Once home to blue-collar watering hole Ira's Bar, this West Loop establishment carries the torch of the old-school Chicago tavern, with up-market flourishes revolving around a 40-foot mahogany bar. Between the handful of tables lounging under the low lighting and three well-placed flat-screen TVs, Third Rail is equally accommodating for the mid-week date and sports-watching night.
The tavern seems to place a greater emphasis on the distilled than the brewed. The shelves on either side of the cash register feature a symmetrically arranged cornucopia of call and premium liquors. And all that hooch is put to good use; the bar offers 14 specialty cocktails, including the Tennessee Kiss, an intriguing blend of single barrel Jack Daniels, Grand Marnier and fruit juices. However, the Ira's Bar crew might have rolled their eyes at the limited beer selection: Draft beers max out at four, and neither pedestrian suds such as PBR, nor fancier brews such as Chimay and Orval, are on offer.

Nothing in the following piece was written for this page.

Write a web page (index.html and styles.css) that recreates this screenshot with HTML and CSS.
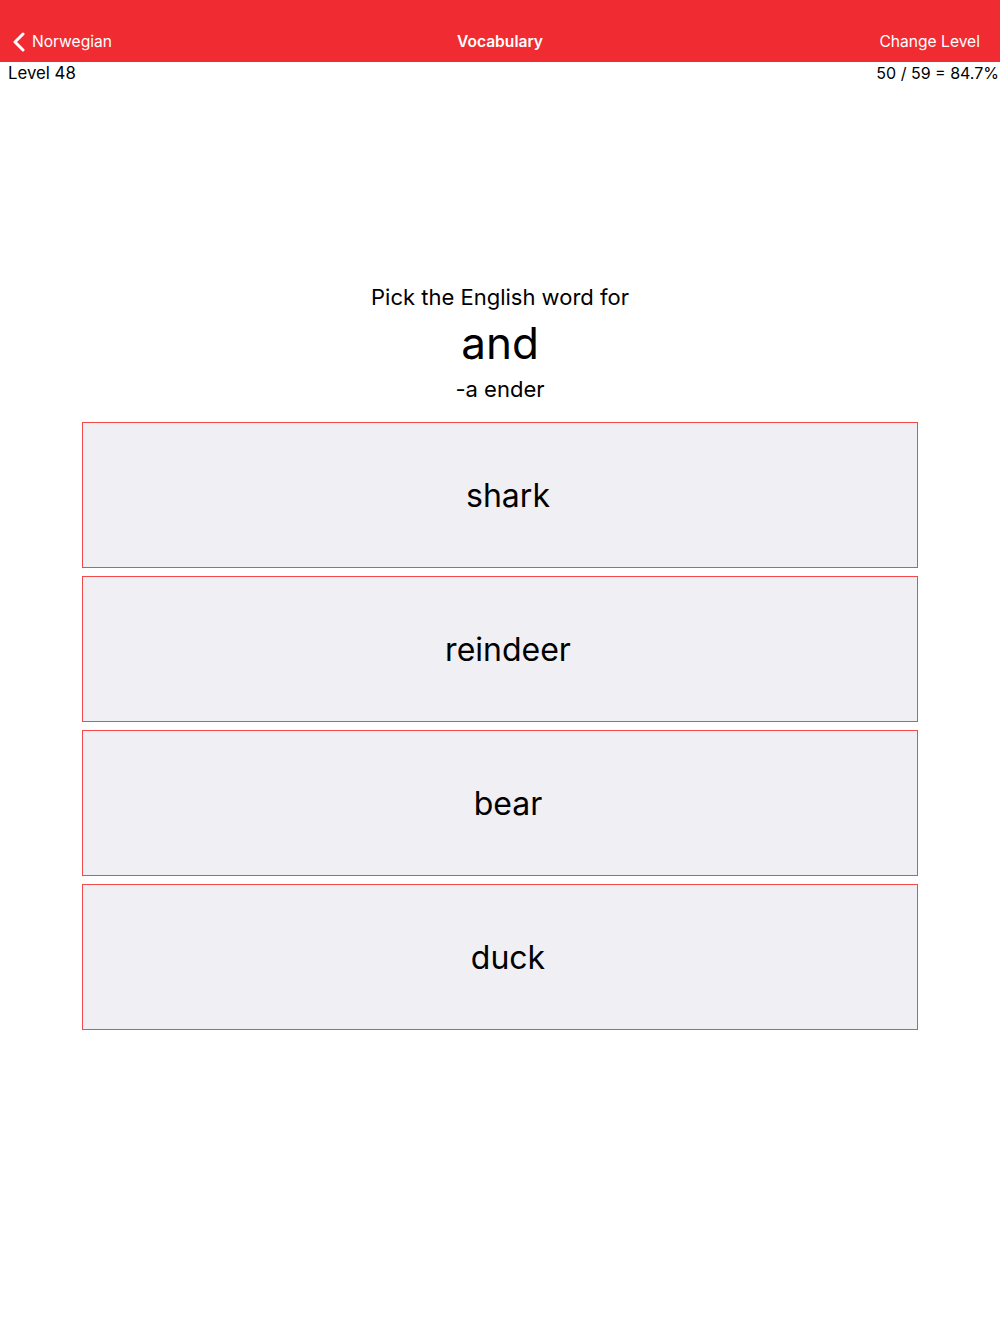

The Third Rail's mix of the familiar and classy extends to the food menu. Old favorites are given interesting twists. For example, the Third Rail's version of the trusty portobello mushroom sandwich comes topped with a whole roasted red pepper and spinach. Perhaps the most striking feature of the food is the price; despite the gourmet touches, all selections are in the $5-$7 range.